Return the lines below that carry the word "styled".

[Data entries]
■ ■ ■ ■ ■ ■ ■

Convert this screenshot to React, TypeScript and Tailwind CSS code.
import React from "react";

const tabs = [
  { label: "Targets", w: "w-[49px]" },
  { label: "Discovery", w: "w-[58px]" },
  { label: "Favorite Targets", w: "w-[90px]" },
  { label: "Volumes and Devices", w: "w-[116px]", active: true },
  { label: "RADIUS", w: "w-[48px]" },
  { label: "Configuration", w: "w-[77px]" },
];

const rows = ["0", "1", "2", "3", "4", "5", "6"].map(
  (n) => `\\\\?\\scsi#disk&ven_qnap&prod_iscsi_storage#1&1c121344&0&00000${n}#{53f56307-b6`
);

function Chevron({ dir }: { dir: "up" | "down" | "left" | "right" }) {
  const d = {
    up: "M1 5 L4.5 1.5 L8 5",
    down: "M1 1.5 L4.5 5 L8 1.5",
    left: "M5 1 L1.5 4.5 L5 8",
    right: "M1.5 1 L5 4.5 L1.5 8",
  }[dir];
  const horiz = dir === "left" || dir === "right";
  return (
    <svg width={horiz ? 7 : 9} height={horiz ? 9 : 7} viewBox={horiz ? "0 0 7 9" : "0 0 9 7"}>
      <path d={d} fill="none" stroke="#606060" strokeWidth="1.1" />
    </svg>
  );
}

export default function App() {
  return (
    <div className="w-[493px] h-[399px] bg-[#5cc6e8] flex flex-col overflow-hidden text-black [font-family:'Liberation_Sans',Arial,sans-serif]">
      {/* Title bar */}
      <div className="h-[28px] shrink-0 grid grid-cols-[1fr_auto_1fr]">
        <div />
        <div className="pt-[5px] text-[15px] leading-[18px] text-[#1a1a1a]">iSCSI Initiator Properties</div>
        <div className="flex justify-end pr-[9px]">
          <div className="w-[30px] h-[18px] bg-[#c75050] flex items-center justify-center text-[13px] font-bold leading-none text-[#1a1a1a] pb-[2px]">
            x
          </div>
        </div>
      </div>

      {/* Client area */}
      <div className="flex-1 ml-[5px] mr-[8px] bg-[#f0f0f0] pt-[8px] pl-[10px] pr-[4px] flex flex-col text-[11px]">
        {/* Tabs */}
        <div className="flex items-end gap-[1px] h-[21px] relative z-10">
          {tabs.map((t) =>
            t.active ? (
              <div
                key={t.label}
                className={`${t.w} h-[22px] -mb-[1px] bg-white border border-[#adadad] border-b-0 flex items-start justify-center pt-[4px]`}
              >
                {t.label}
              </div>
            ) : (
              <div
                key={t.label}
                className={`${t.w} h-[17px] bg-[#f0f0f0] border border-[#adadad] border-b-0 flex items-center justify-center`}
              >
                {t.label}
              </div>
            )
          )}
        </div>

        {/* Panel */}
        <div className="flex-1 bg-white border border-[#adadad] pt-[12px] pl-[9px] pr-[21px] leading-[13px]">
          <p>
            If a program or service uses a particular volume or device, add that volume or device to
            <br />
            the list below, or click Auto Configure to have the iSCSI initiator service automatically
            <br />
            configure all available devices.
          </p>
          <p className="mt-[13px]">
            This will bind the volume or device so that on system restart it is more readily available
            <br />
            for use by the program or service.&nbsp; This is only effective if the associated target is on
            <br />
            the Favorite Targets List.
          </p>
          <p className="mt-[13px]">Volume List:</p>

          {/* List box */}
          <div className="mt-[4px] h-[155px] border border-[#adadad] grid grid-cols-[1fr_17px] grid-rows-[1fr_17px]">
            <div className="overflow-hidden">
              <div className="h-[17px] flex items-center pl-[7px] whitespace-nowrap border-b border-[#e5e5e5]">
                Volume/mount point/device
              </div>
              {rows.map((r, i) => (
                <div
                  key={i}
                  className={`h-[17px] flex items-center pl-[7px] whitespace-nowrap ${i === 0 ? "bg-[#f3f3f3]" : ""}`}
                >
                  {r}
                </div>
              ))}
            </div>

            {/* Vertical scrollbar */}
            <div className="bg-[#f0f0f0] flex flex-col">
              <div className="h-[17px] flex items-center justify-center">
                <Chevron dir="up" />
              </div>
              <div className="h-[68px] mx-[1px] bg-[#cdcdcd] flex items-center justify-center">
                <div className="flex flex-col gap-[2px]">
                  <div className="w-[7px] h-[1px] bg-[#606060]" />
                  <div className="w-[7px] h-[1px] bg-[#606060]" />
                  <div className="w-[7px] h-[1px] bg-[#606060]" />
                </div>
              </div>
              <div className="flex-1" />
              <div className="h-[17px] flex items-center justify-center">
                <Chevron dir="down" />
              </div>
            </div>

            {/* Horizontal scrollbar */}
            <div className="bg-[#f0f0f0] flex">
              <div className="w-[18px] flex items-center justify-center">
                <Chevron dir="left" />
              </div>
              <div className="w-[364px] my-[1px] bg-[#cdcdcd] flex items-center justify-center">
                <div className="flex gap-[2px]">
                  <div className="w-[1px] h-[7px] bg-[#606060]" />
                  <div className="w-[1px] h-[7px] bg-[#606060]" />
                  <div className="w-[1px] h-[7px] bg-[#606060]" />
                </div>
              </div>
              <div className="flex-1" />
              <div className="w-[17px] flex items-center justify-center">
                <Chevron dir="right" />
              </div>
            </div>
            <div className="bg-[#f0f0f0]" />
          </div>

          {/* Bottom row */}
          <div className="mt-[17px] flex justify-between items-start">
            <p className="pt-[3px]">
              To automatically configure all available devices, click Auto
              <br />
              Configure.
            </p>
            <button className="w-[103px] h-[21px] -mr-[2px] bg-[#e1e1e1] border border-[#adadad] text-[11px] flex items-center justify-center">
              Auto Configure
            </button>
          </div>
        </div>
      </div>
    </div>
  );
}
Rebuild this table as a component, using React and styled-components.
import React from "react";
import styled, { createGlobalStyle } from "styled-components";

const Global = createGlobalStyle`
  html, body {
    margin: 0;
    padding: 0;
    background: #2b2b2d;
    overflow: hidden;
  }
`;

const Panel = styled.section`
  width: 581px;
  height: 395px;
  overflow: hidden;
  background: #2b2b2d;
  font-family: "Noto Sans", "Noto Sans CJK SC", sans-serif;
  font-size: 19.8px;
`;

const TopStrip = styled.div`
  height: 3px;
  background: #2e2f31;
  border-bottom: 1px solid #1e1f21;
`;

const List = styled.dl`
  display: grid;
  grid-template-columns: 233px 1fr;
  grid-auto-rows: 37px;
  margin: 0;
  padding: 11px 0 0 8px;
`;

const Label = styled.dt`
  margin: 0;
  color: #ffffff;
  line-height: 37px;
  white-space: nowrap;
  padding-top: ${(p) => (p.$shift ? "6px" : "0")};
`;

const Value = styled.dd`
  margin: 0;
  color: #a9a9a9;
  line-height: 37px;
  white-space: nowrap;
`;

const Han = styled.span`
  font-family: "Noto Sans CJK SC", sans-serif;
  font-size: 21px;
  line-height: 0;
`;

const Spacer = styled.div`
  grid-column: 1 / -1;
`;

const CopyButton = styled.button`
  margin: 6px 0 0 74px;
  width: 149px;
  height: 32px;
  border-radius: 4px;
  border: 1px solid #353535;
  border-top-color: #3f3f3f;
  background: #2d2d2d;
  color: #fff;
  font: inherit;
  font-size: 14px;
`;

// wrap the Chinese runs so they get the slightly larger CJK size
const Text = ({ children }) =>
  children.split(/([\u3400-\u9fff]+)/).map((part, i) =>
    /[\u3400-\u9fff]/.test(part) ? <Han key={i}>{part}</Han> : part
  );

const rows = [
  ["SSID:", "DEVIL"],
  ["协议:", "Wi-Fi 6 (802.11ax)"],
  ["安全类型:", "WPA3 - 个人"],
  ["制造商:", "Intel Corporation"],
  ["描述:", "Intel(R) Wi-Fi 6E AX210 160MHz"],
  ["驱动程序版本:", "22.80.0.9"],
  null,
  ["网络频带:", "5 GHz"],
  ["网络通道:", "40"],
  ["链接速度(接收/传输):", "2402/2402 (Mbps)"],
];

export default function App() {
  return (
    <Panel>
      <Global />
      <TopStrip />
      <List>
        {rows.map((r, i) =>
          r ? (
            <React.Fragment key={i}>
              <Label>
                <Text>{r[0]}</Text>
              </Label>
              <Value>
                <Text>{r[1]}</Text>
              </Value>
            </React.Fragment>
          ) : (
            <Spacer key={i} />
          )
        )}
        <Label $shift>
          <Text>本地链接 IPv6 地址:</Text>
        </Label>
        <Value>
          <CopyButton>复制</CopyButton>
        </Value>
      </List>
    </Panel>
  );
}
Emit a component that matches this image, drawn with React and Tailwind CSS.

■ ■ ■ ■ ■ ■ ■

[Result of this exercise]
Rebuild this table as a component, using React and styled-components.
import styled, { createGlobalStyle } from "styled-components";
const Panel = styled.section`
const TopStrip = styled.div`
const List = styled.dl`
const Label = styled.dt`
const Value = styled.dd`
const Han = styled.span`
const Spacer = styled.div`
const CopyButton = styled.button`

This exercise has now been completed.